start DATA EXTRACT

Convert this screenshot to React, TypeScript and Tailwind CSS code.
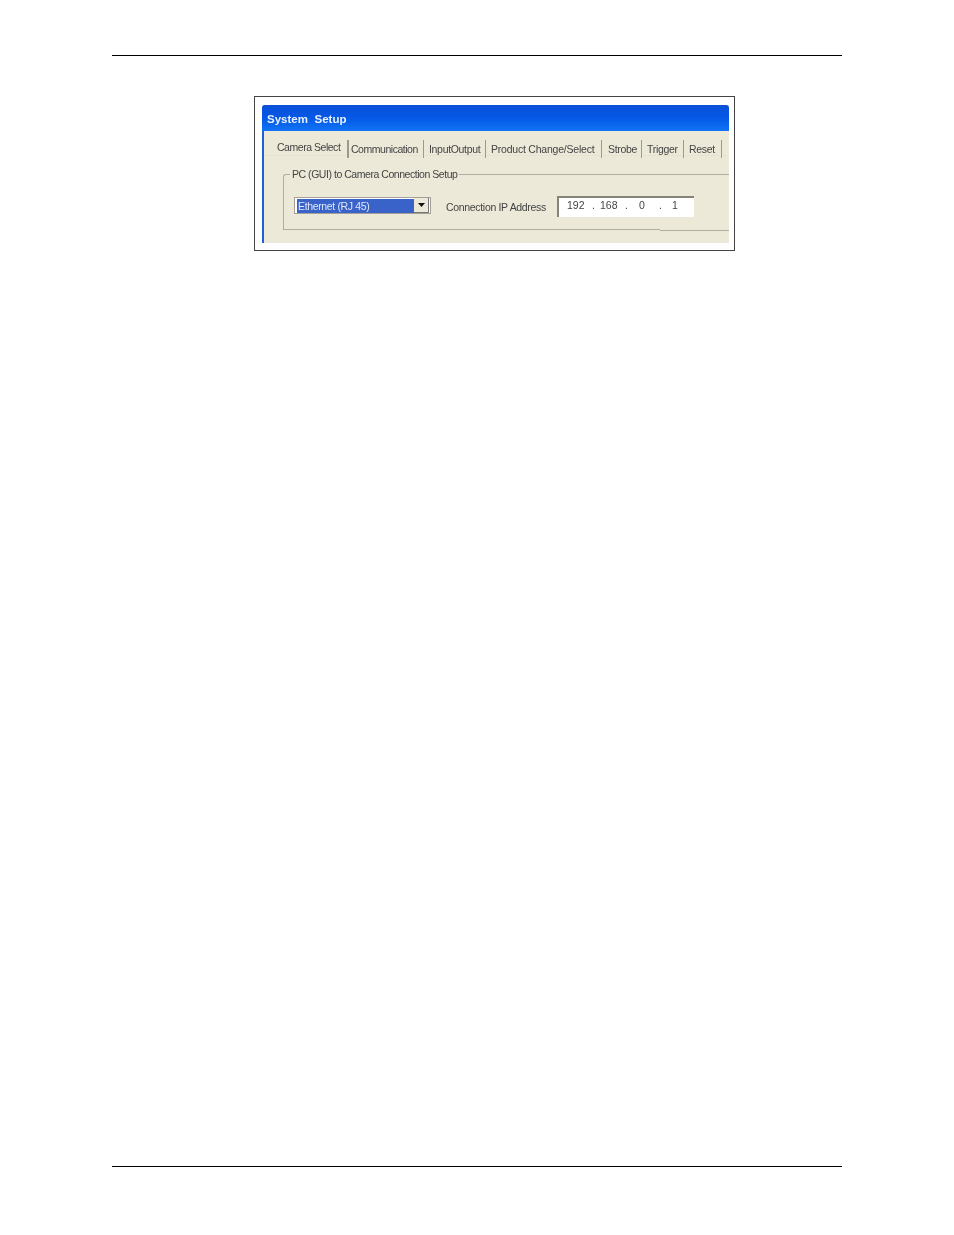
import React from 'react';

const tabs = [
  { label: 'Communication', width: 'w-[75px]', pad: 'pl-[2px] tracking-[-0.47px]' },
  { label: 'InputOutput', width: 'w-[62px]', pad: 'pl-[5px]' },
  { label: 'Product Change/Select', width: 'w-[116px]', pad: 'pl-[5px] tracking-[-0.22px]' },
  { label: 'Strobe', width: 'w-[40px]', pad: 'pl-[6px]' },
  { label: 'Trigger', width: 'w-[42px]', pad: 'pl-[5px]' },
  { label: 'Reset', width: 'w-[38px]', pad: 'pl-[5px]' },
];

const ipParts = [
  { text: '192', cls: 'w-[25px]' },
  { text: '.', cls: 'w-[8px]' },
  { text: '168', cls: 'w-[25px]' },
  { text: '.', cls: 'w-[14px]' },
  { text: '0', cls: 'w-[20px]' },
  { text: '.', cls: 'w-[13px]' },
  { text: '1', cls: 'w-[10px]' },
];

export default function App() {
  return (
    <div className="w-[954px] h-[1235px] bg-white px-[112px] pt-[55px] font-['Liberation_Sans',sans-serif]">
      {/* Page header rule */}
      <div className="h-px bg-black" />

      {/* Screenshot figure */}
      <div className="mt-[40px] ml-[142px] w-[481px] h-[155px] border-[1.5px] border-[#444] pt-[8px] pl-[7px] pr-[5px]">
        <div className="h-[138px] border-l-[2px] border-[#1f5fd8] bg-[#ece9d8] rounded-tl-[4px] text-[#444] blur-[0.35px]">
          {/* Title bar */}
          <div className="-ml-[2px] h-[26px] pt-[3px] rounded-t-[3px] bg-gradient-to-b from-[#0a50d8] via-[#0558e6] to-[#1274f4] flex items-center pl-[5px] text-[#e8f0ff] text-[11.5px] font-bold tracking-[0.02px] whitespace-pre">
            System  Setup
          </div>

          {/* Tabs */}
          <div className="flex h-[25px] pt-[9px] pl-[13px] text-[10.5px] tracking-[-0.32px] border-b border-[#e6e3d2]">
            <div className="w-[70px] -mt-[1px] whitespace-nowrap leading-[16px] tracking-[-0.47px]">Camera Select</div>
            <div className="w-[2px] h-[18px] bg-[#9a9a90]" />
            {tabs.map((tab) => (
              <div key={tab.label} className={`${tab.width} ${tab.pad} h-[18px] border-r-[1.5px] border-[#9a9a90] whitespace-nowrap leading-[18px]`}>
                {tab.label}
              </div>
            ))}
          </div>

          {/* Group box */}
          <fieldset className="ml-[19px] mt-[11px] h-[63px] border border-r-0 border-[#b0aea3] rounded-tl-[3px] pl-[10px]">
            <legend className="-ml-[4px] px-[2px] text-[10.5px] tracking-[-0.46px] leading-[14px]">
              PC (GUI) to Camera Connection Setup
            </legend>
            <div className="flex items-center mt-[13px] text-[10.5px]">
              <div className="w-[137px] h-[17px] border border-[#a3a097] bg-white flex items-center pl-[2px] pr-px">
                <div className="flex-1 h-[14px] bg-[#3a63c9] text-[#dfe6fa] text-[10.5px] leading-[14px] pl-px tracking-[-0.35px]">
                  Ethernet (RJ 45)
                </div>
                <div className="w-[15px] h-[15px] bg-[#ece9d8] border-r border-b border-[#777] flex items-center justify-center">
                  <svg width="7" height="4" viewBox="0 0 7 4">
                    <path d="M0 0h7L3.5 4z" fill="#111" />
                  </svg>
                </div>
              </div>
              <div className="ml-[15px] w-[111px] mt-[4px] whitespace-nowrap tracking-[-0.32px]">Connection IP Address</div>
              <div className="w-[137px] h-[21px] mt-[2px] bg-white border-t-2 border-l-2 border-[#85837a] flex items-center pl-[8px] pb-[4px]">
                {ipParts.map((part, i) => (
                  <span key={i} className={part.cls}>{part.text}</span>
                ))}
              </div>
            </div>
          </fieldset>
          {/* Lower edge of the group box steps down one pixel near the right */}
          <div className="ml-auto w-[69px] h-[2px] -mt-px bg-[#ece9d8] border-b border-[#b0aea3]" />
        </div>
      </div>

      {/* Page footer rule */}
      <div className="mt-[915px] h-px bg-black" />
    </div>
  );
}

end DATA EXTRACT

- _REQUIREMENTS_
Give the material again exactly as it is, but keep the pictures out.

- _SOLUTION TO THE PROBLEM_
Convert this screenshot to React, TypeScript and Tailwind CSS code.
import React from 'react';

const tabs = [
  { label: 'Communication', width: 'w-[75px]', pad: 'pl-[2px] tracking-[-0.47px]' },
  { label: 'InputOutput', width: 'w-[62px]', pad: 'pl-[5px]' },
  { label: 'Product Change/Select', width: 'w-[116px]', pad: 'pl-[5px] tracking-[-0.22px]' },
  { label: 'Strobe', width: 'w-[40px]', pad: 'pl-[6px]' },
  { label: 'Trigger', width: 'w-[42px]', pad: 'pl-[5px]' },
  { label: 'Reset', width: 'w-[38px]', pad: 'pl-[5px]' },
];

const ipParts = [
  { text: '192', cls: 'w-[25px]' },
  { text: '.', cls: 'w-[8px]' },
  { text: '168', cls: 'w-[25px]' },
  { text: '.', cls: 'w-[14px]' },
  { text: '0', cls: 'w-[20px]' },
  { text: '.', cls: 'w-[13px]' },
  { text: '1', cls: 'w-[10px]' },
];

export default function App() {
  return (
    <div className="w-[954px] h-[1235px] bg-white px-[112px] pt-[55px] font-['Liberation_Sans',sans-serif]">
      {/* Page header rule */}
      <div className="h-px bg-black" />

      {/* Screenshot figure */}
      <div className="mt-[40px] ml-[142px] w-[481px] h-[155px] border-[1.5px] border-[#444] pt-[8px] pl-[7px] pr-[5px]">
        <div className="h-[138px] border-l-[2px] border-[#1f5fd8] bg-[#ece9d8] rounded-tl-[4px] text-[#444] blur-[0.35px]">
          {/* Title bar */}
          <div className="-ml-[2px] h-[26px] pt-[3px] rounded-t-[3px] bg-gradient-to-b from-[#0a50d8] via-[#0558e6] to-[#1274f4] flex items-center pl-[5px] text-[#e8f0ff] text-[11.5px] font-bold tracking-[0.02px] whitespace-pre">
            System  Setup
          </div>

          {/* Tabs */}
          <div className="flex h-[25px] pt-[9px] pl-[13px] text-[10.5px] tracking-[-0.32px] border-b border-[#e6e3d2]">
            <div className="w-[70px] -mt-[1px] whitespace-nowrap leading-[16px] tracking-[-0.47px]">Camera Select</div>
            <div className="w-[2px] h-[18px] bg-[#9a9a90]" />
            {tabs.map((tab) => (
              <div key={tab.label} className={`${tab.width} ${tab.pad} h-[18px] border-r-[1.5px] border-[#9a9a90] whitespace-nowrap leading-[18px]`}>
                {tab.label}
              </div>
            ))}
          </div>

          {/* Group box */}
          <fieldset className="ml-[19px] mt-[11px] h-[63px] border border-r-0 border-[#b0aea3] rounded-tl-[3px] pl-[10px]">
            <legend className="-ml-[4px] px-[2px] text-[10.5px] tracking-[-0.46px] leading-[14px]">
              PC (GUI) to Camera Connection Setup
            </legend>
            <div className="flex items-center mt-[13px] text-[10.5px]">
              <div className="w-[137px] h-[17px] border border-[#a3a097] bg-white flex items-center pl-[2px] pr-px">
                <div className="flex-1 h-[14px] bg-[#3a63c9] text-[#dfe6fa] text-[10.5px] leading-[14px] pl-px tracking-[-0.35px]">
                  Ethernet (RJ 45)
                </div>
                <div className="w-[15px] h-[15px] bg-[#ece9d8] border-r border-b border-[#777] flex items-center justify-center">
                  <svg width="7" height="4" viewBox="0 0 7 4">
                    <path d="M0 0h7L3.5 4z" fill="#111" />
                  </svg>
                </div>
              </div>
              <div className="ml-[15px] w-[111px] mt-[4px] whitespace-nowrap tracking-[-0.32px]">Connection IP Address</div>
              <div className="w-[137px] h-[21px] mt-[2px] bg-white border-t-2 border-l-2 border-[#85837a] flex items-center pl-[8px] pb-[4px]">
                {ipParts.map((part, i) => (
                  <span key={i} className={part.cls}>{part.text}</span>
                ))}
              </div>
            </div>
          </fieldset>
          {/* Lower edge of the group box steps down one pixel near the right */}
          <div className="ml-auto w-[69px] h-[2px] -mt-px bg-[#ece9d8] border-b border-[#b0aea3]" />
        </div>
      </div>

      {/* Page footer rule */}
      <div className="mt-[915px] h-px bg-black" />
    </div>
  );
}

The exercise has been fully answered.